Guide To The Birds of Alaska.
By Robert H. Armstrong.
Includes all 443 species of birds found in Alaska, with full-color photos for all bird species that occur regularly in Alaska. Has a birder’s checklist for all birds.

The Great Alaska Nature Factbook.
By Susan Ewing.
Almost all of Alaska’s wild animals are described. Also covers plants, so you get two in one.


Lucky Hares and Itchy Bears.
By Susan Ewing. Illustrations by Evon Zerbetz.
A children’s book of poems about 15 northern animals, from the octopus to the dragon fly.

The Hungry Giant on the Tundra.
Retold by Teri Sloat.
Yup’ik Eskimo children who wander off to pick berries manage to outwit a huge giant who shows up. The kids are helped by a chickadee and a crane.
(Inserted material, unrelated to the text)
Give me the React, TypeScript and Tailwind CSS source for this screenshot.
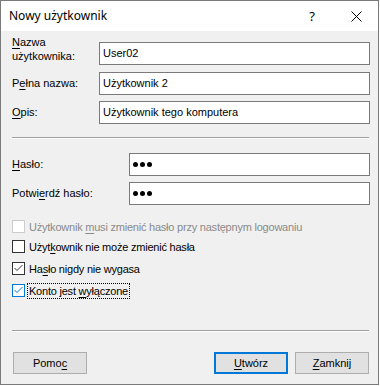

Children of the Midnight Sun.
Profiles by Tricia Brown. Photos by Roy Corral.
The lives of young Native Alaskan children -- Eskimo, Indian and Aleut -- are featured in this colorful book of photographs and interviews.

A Child’s Alaska.
By Claire Murphy, with photos by Charles Mason.
Photographs and large-type text describe Alaska for children.

Blueberry Shoe.
By Ann Dixon and Evon Zerbetz.
A baby goes berry-picking with his family and loses his sneaker. Over the course of the year, the shoe is carted around, chewed up, and filled with dirt by wild animals. The baby returns as a big boy and finds it.


Alaska...A Guidebook for Rockhounds.
By Chugach Gem & Mineral Society.
If you’re an amateur rockhound, or just interested in poking around Alaska’s roadsides, looking for interesting rocks, this is a must-have book. It’s got lots of maps, and is easy to use.